Written task:
Reproduce every line of the listing as written, apart from the pictures.

Available data:
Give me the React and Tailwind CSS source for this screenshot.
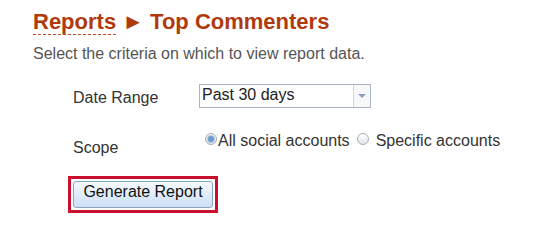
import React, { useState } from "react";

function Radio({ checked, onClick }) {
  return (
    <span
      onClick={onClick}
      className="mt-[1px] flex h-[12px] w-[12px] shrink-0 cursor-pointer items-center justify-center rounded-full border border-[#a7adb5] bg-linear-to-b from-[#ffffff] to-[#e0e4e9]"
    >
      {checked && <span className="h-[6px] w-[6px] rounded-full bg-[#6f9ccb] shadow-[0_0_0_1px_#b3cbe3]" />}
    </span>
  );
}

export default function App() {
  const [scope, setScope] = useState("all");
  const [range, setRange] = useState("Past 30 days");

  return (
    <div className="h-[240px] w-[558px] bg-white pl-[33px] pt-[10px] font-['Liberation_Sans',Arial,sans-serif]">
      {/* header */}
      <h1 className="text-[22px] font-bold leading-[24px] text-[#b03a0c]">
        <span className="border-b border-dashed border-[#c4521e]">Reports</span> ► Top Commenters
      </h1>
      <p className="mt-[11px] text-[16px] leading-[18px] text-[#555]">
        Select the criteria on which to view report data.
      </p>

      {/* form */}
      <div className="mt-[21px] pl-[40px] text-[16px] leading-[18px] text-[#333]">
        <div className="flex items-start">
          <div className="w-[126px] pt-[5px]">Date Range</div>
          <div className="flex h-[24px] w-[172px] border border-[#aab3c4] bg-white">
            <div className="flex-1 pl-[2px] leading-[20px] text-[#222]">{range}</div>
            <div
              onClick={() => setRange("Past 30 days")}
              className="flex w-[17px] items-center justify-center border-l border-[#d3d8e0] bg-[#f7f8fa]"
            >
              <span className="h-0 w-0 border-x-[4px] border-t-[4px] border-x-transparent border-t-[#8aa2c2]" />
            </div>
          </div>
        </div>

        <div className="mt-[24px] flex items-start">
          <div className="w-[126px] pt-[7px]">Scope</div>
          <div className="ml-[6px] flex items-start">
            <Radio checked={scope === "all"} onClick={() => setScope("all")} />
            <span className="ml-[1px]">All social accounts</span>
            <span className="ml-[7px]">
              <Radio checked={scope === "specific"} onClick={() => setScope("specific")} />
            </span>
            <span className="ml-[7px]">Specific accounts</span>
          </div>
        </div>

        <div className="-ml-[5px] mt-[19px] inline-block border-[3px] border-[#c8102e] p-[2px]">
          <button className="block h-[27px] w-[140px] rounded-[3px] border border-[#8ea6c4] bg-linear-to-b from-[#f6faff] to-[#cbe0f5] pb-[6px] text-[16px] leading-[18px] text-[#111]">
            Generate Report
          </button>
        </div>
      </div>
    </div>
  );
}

Solved exercise:
Give me the React and Tailwind CSS source for this screenshot.
import React, { useState } from "react";

function Radio({ checked, onClick }) {
  return (
    <span
      onClick={onClick}
      className="mt-[1px] flex h-[12px] w-[12px] shrink-0 cursor-pointer items-center justify-center rounded-full border border-[#a7adb5] bg-linear-to-b from-[#ffffff] to-[#e0e4e9]"
    >
      {checked && <span className="h-[6px] w-[6px] rounded-full bg-[#6f9ccb] shadow-[0_0_0_1px_#b3cbe3]" />}
    </span>
  );
}

export default function App() {
  const [scope, setScope] = useState("all");
  const [range, setRange] = useState("Past 30 days");

  return (
    <div className="h-[240px] w-[558px] bg-white pl-[33px] pt-[10px] font-['Liberation_Sans',Arial,sans-serif]">
      {/* header */}
      <h1 className="text-[22px] font-bold leading-[24px] text-[#b03a0c]">
        <span className="border-b border-dashed border-[#c4521e]">Reports</span> ► Top Commenters
      </h1>
      <p className="mt-[11px] text-[16px] leading-[18px] text-[#555]">
        Select the criteria on which to view report data.
      </p>

      {/* form */}
      <div className="mt-[21px] pl-[40px] text-[16px] leading-[18px] text-[#333]">
        <div className="flex items-start">
          <div className="w-[126px] pt-[5px]">Date Range</div>
          <div className="flex h-[24px] w-[172px] border border-[#aab3c4] bg-white">
            <div className="flex-1 pl-[2px] leading-[20px] text-[#222]">{range}</div>
            <div
              onClick={() => setRange("Past 30 days")}
              className="flex w-[17px] items-center justify-center border-l border-[#d3d8e0] bg-[#f7f8fa]"
            >
              <span className="h-0 w-0 border-x-[4px] border-t-[4px] border-x-transparent border-t-[#8aa2c2]" />
            </div>
          </div>
        </div>

        <div className="mt-[24px] flex items-start">
          <div className="w-[126px] pt-[7px]">Scope</div>
          <div className="ml-[6px] flex items-start">
            <Radio checked={scope === "all"} onClick={() => setScope("all")} />
            <span className="ml-[1px]">All social accounts</span>
            <span className="ml-[7px]">
              <Radio checked={scope === "specific"} onClick={() => setScope("specific")} />
            </span>
            <span className="ml-[7px]">Specific accounts</span>
          </div>
        </div>

        <div className="-ml-[5px] mt-[19px] inline-block border-[3px] border-[#c8102e] p-[2px]">
          <button className="block h-[27px] w-[140px] rounded-[3px] border border-[#8ea6c4] bg-linear-to-b from-[#f6faff] to-[#cbe0f5] pb-[6px] text-[16px] leading-[18px] text-[#111]">
            Generate Report
          </button>
        </div>
      </div>
    </div>
  );
}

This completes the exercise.